● **Data excerpt**:
+++++

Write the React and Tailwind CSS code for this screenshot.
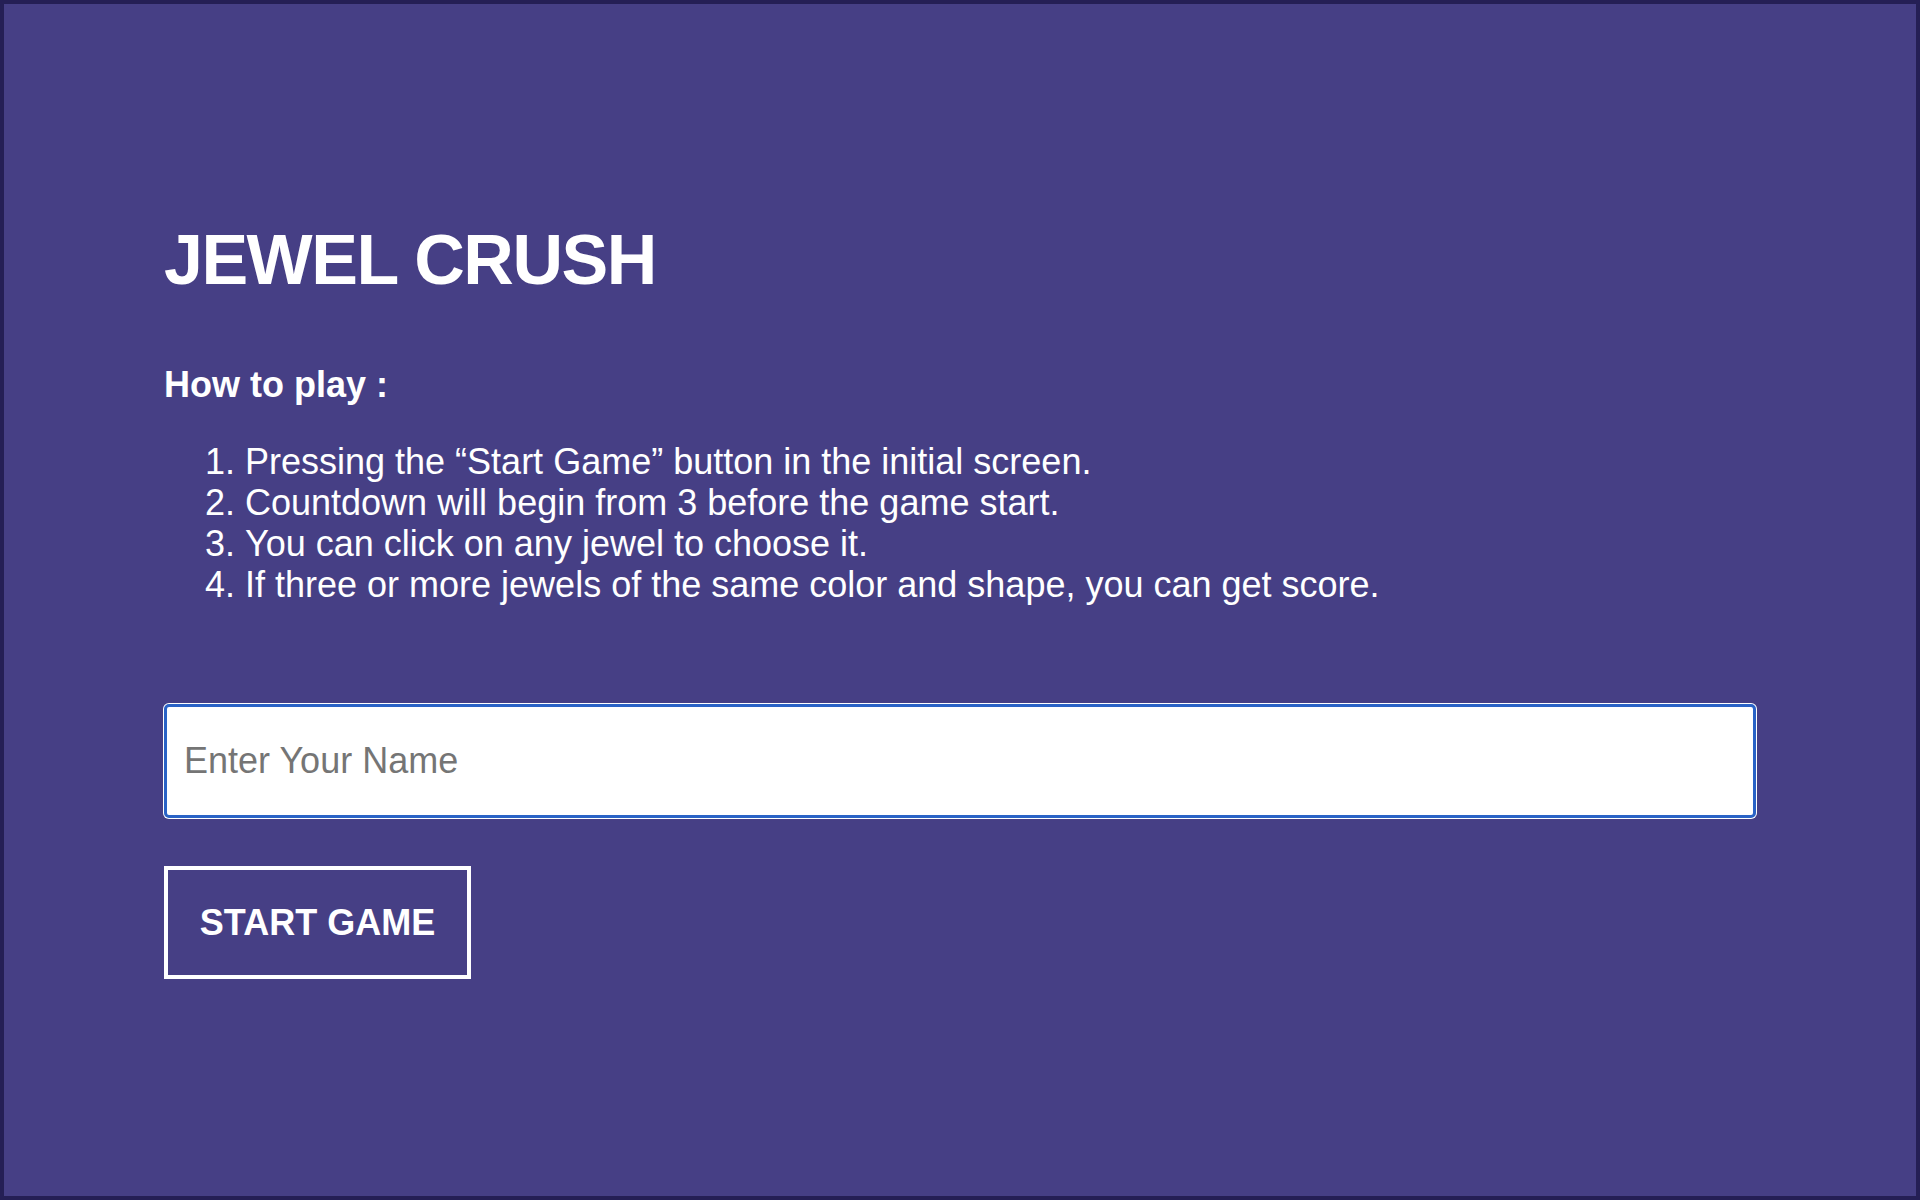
const STEPS = [
  'Pressing the “Start Game” button in the initial screen.',
  'Countdown will begin from 3 before the game start.',
  'You can click on any jewel to choose it.',
  'If three or more jewels of the same color and shape, you can get score.',
]

const App = () => {
  return (
    <div className="h-screen w-full border-4 border-[#251f55] bg-[#463f85] text-white font-['Liberation_Sans',Arial,sans-serif]">
      <div className="px-[160px] pt-[216px]">

        {/* Title */}
        <h1 className="text-[70px] leading-[80px] font-bold tracking-[-1.5px]">
          JEWEL CRUSH
        </h1>

        {/* Instructions */}
        <p className="mt-[65px] text-[36px] leading-[40px] font-bold">How to play :</p>
        <ol className="mt-[36px] list-decimal list-outside pl-[81px] text-[36px] leading-[41px]">
          {STEPS.map(s => (
            <li key={s}>{s}</li>
          ))}
        </ol>

        {/* Name input */}
        <input
          type="text"
          placeholder="Enter Your Name"
          className="mt-[99px] block w-full h-[114px] bg-white rounded-[5px] border-[3px] border-[#2a63c6]
                     ring-1 ring-white px-[17px] text-[36px] text-black placeholder:text-[#757575] outline-none"
        />

        {/* Start button */}
        <button
          className="mt-[48px] w-[307px] h-[113px] border-4 border-white bg-transparent text-white
                     text-[36px] font-bold flex items-center justify-center"
        >
          START GAME
        </button>
      </div>
    </div>
  )
}

export default App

+++++

● **Aim of the exercise**:
In this exercise, set down all of the data exactly, without the pictures.

● **Response for this exercise**:
Write the React and Tailwind CSS code for this screenshot.
const STEPS = [
  'Pressing the “Start Game” button in the initial screen.',
  'Countdown will begin from 3 before the game start.',
  'You can click on any jewel to choose it.',
  'If three or more jewels of the same color and shape, you can get score.',
]

const App = () => {
  return (
    <div className="h-screen w-full border-4 border-[#251f55] bg-[#463f85] text-white font-['Liberation_Sans',Arial,sans-serif]">
      <div className="px-[160px] pt-[216px]">

        {/* Title */}
        <h1 className="text-[70px] leading-[80px] font-bold tracking-[-1.5px]">
          JEWEL CRUSH
        </h1>

        {/* Instructions */}
        <p className="mt-[65px] text-[36px] leading-[40px] font-bold">How to play :</p>
        <ol className="mt-[36px] list-decimal list-outside pl-[81px] text-[36px] leading-[41px]">
          {STEPS.map(s => (
            <li key={s}>{s}</li>
          ))}
        </ol>

        {/* Name input */}
        <input
          type="text"
          placeholder="Enter Your Name"
          className="mt-[99px] block w-full h-[114px] bg-white rounded-[5px] border-[3px] border-[#2a63c6]
                     ring-1 ring-white px-[17px] text-[36px] text-black placeholder:text-[#757575] outline-none"
        />

        {/* Start button */}
        <button
          className="mt-[48px] w-[307px] h-[113px] border-4 border-white bg-transparent text-white
                     text-[36px] font-bold flex items-center justify-center"
        >
          START GAME
        </button>
      </div>
    </div>
  )
}

export default App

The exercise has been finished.